Last week, the governor of Ohio urged legislators to revise the state’s cannabis legalization law before adult possession and cultivation became legal in December. The measure in question, Issue 2, was approved by voters a few days prior. Gov. Mike DeWine appealed to GOP leadership in the legislature to amend provisions that would limit public consumption, alleviate risk of impaired driving and restrict advertising.
The governor has already scheduled a meeting with House Speaker Jason Stephens and Senate President Matt Huffman to discuss how to address what he terms as “holes” in this statutory measure. In his statement, the governor stated that while individuals could now smoke marijuana having been afforded the right to by the initiative, other individuals had a right to not be exposed to the smell of marijuana.
Both Stephens and Huffman have already talked about their independent interests in amending the marijuana law, centering on tax policy and limits of THC. The approved measure, Issue 2, already contains restrictions on the consumption of marijuana in public as individuals are prohibited from smoking cannabis in places where the smoking of tobacco is not allowed.

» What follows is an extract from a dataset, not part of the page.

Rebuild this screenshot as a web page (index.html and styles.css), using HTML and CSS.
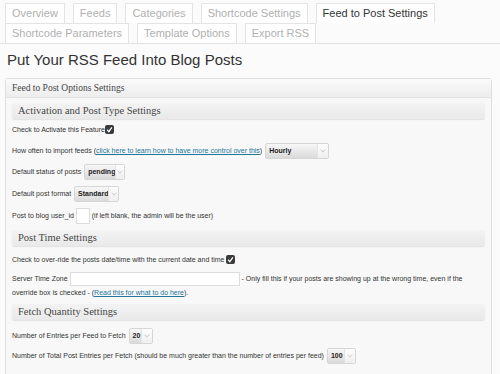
FILE: index.html
```html
<!DOCTYPE html>
<html lang="en">
  <head>
    <meta charset="utf-8" />
    <title>Feed to Post Settings</title>
    <link rel="stylesheet" href="styles.css">
  </head>
  <body>
    <nav class="tabs">
      <a class="tab" href="#overview">Overview</a>
      <a class="tab" href="#feeds">Feeds</a>
      <a class="tab" href="#categories">Categories</a>
      <a class="tab" href="#shortcode">Shortcode Settings</a>
      <a class="tab active" href="#feedtopost">Feed to Post Settings</a>
      <a class="tab" href="#params">Shortcode Parameters</a>
      <a class="tab" href="#template">Template Options</a>
      <a class="tab" href="#export">Export RSS</a>
    </nav>

    <h2 class="page-title">Put Your RSS Feed Into Blog Posts</h2>

    <div class="postbox">
      <h3 class="postbox-head">Feed to Post Options Settings</h3>
      <div class="inside">
        <h4 class="sub">Activation and Post Type Settings</h4>
        <div class="row r1">Check to Activate this Feature<span class="check"><svg viewBox="0 0 9 9" width="9" height="9"><path d="M2.2 4.8 L3.8 6.6 L6.9 2.3" fill="none" stroke="#fff" stroke-width="1.3"/></svg></span></div>
        <div class="row r2">How often to import feeds (<a href="#more">click here to learn how to have more control over this</a>) <span class="select w-hourly"><span class="val">Hourly</span><span class="arr"><svg viewBox="0 0 7 5" width="6" height="4"><path d="M0.8 0.8 L3.5 4 L6.2 0.8" fill="none" stroke="#bbb" stroke-width="0.9"/></svg></span></span></div>
        <div class="row r3">Default status of posts <span class="select w-pending"><span class="val">pending</span><span class="arr"><svg viewBox="0 0 7 5" width="6" height="4"><path d="M0.8 0.8 L3.5 4 L6.2 0.8" fill="none" stroke="#bbb" stroke-width="0.9"/></svg></span></span></div>
        <div class="row r4">Default post format <span class="select w-standard"><span class="val">Standard</span><span class="arr"><svg viewBox="0 0 7 5" width="6" height="4"><path d="M0.8 0.8 L3.5 4 L6.2 0.8" fill="none" stroke="#bbb" stroke-width="0.9"/></svg></span></span></div>
        <div class="row r5">Post to blog user_id <span class="input w-user"></span> (if left blank, the admin will be the user)</div>

        <h4 class="sub sub2">Post Time Settings</h4>
        <div class="row r6">Check to over-ride the posts date/time with the current date and time <span class="check"><svg viewBox="0 0 9 9" width="9" height="9"><path d="M2.2 4.8 L3.8 6.6 L6.9 2.3" fill="none" stroke="#fff" stroke-width="1.3"/></svg></span></div>
        <p class="para">Server Time Zone <span class="input w-zone"></span> - Only fill this if your posts are showing up at the wrong time, even if the override box is checked - (<a href="#help">Read this for what to do here</a>).</p>

        <h4 class="sub sub3">Fetch Quantity Settings</h4>
        <div class="row r8">Number of Entries per Feed to Fetch <span class="select w-20"><span class="val">20</span><span class="arr"><svg viewBox="0 0 7 5" width="6" height="4"><path d="M0.8 0.8 L3.5 4 L6.2 0.8" fill="none" stroke="#bbb" stroke-width="0.9"/></svg></span></span></div>
        <div class="row r9">Number of Total Post Entries per Fetch (should be much greater than the number of entries per feed) <span class="select w-100"><span class="val">100</span><span class="arr"><svg viewBox="0 0 7 5" width="6" height="4"><path d="M0.8 0.8 L3.5 4 L6.2 0.8" fill="none" stroke="#bbb" stroke-width="0.9"/></svg></span></span></div>
      </div>
    </div>
  </body>
</html>
```

FILE: styles.css
```css
html {
  box-sizing: border-box;
}

* {
  box-sizing: inherit;
}

body {
  margin: 0;
  background-color: #fbfbfb;
  color: #333;
  font: 7px / 1.3 "Liberation Sans", Arial, sans-serif;
  overflow: hidden;
}

a {
  color: #21759b;
}

.tabs {
  display: flex;
  flex-wrap: wrap;
  column-gap: 8px;
  padding: 3px 0 0 5px;
  border-bottom: 1px solid #e2e2e2;
}

.tab {
  display: block;
  height: 20px;
  padding: 0 6px;
  border: 1px solid #e4e4e4;
  border-bottom: none;
  background-color: #fff;
  color: #b0b0b0;
  font-size: 11px;
  line-height: 19px;
  text-decoration: none;
}

.tab.active {
  color: #333;
}

.page-title {
  margin: 7px 0 9px 7px;
  font-size: 15px;
  font-weight: normal;
  line-height: 18px;
  color: #333;
}

.postbox {
  margin: 0 8px 0 5px;
  border: 1px solid #dfdfdf;
  border-radius: 3px;
  background-color: #f8f8f8;
  height: 300px;
}

.postbox-head {
  margin: 0;
  height: 19px;
  padding-left: 6px;
  border-bottom: 1px solid #e2e2e2;
  background: linear-gradient(#fafafa, #ededed);
  font: 9.5px / 18px "Liberation Serif", Georgia, serif;
  color: #464646;
}

.inside {
  padding: 0 6px;
}

.sub {
  margin: 5px 0 0;
  height: 16px;
  padding-left: 6px;
  border-radius: 2px;
  background: linear-gradient(#f3f3f3, #e9e9e9);
  box-shadow: 0 1px 1px #e2e2e2;
  font: 10.5px / 16px "Liberation Serif", Georgia, serif;
  font-weight: normal;
  color: #464646;
}

.sub2 {
  margin-top: 4px;
}

.sub3 {
  margin-top: 4px;
}

.row {
  height: 21px;
  line-height: 21px;
  white-space: nowrap;
}

.r3,
.r4 {
  height: 22px;
  line-height: 22px;
}

.r6 {
  margin-top: 4px;
  height: 20px;
  line-height: 20px;
}

.r8 {
  margin-top: 6px;
  height: 20px;
  line-height: 20px;
}

.r9 {
  height: 19px;
  line-height: 19px;
}

.para {
  margin: 2px 0 0;
  line-height: 14px;
}

.check {
  display: inline-block;
  width: 9px;
  height: 9px;
  border-radius: 2px;
  background-color: #3b3b3b;
  vertical-align: middle;
  margin-top: -2px;
}

.check svg {
  display: block;
}

.select {
  display: inline-flex;
  align-items: center;
  height: 16px;
  margin-left: 1px;
  border: 1px solid #d6d6d6;
  border-radius: 2px;
  background: linear-gradient(#f7f7f7, #dadada);
  font-weight: bold;
  color: #222;
  line-height: 14px;
  vertical-align: middle;
}

.select .val {
  flex: 1;
  padding-left: 3px;
}

.select .arr {
  display: flex;
  align-items: center;
  justify-content: center;
  width: 11px;
  height: 100%;
  border-left: 1px solid #e4e4e4;
  background: linear-gradient(#fdfdfd, #efefef);
}

.w-hourly { width: 64px; }
.w-pending { width: 41px; }
.w-standard { width: 45px; }
.w-20 { width: 24px; }
.w-100 { width: 29px; }

.input {
  display: inline-block;
  height: 16px;
  border: 1px solid #dcdcdc;
  background-color: #fff;
  vertical-align: middle;
}

.w-user {
  width: 14px;
}

.w-zone {
  width: 170px;
  height: 14px;
}
```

The governor’s aim may be to clarify or expand the law’s provisions on consumption, which needs to be done soon, given the limited time remaining to act on this before the legislation takes effect.
Some believe that this move does not respect the will of the voters, however, with Coalition to Regulate Marijuana Like Alcohol spokesperson Tom Haren noting that he couldn’t believe elected officials weren’t respecting the outcome of an election.
The coalition is focused on establishing regulatory frameworks to allow individuals aged 21 years of age and older to grow, possess and buy marijuana in Ohio. Haren added that every voter in the state of Ohio had a right to expect that elected officials would respect and implement their will.
This sentiment was also echoed by Representative Casey Weinstein, who sponsored the bipartisan legalization measure and championed for marijuana reform in the legislature. Weinstein stated in a recent interview that voters in Ohio were very clear at the ballot, noting that legislators needed to heed the call and uphold the will of the voters.
Following the resolution’s approval, the Ohio Department of Commerce published an FAQ guide for residents to learn about the new law and timeline for implementation. However, regulators continued to emphasize that the policies may be subject to change depending on how the legislature acts.
Regardless of the final form that the legalization law takes, Ohio entrepreneurs could finally have a chance to start and run recreational marijuana companies that grow to reach the level of entities such as Trulieve Cannabis Corp. (CSE: TRUL) (OTCQX: TCNNF) that are thriving in other legal marijuana markets.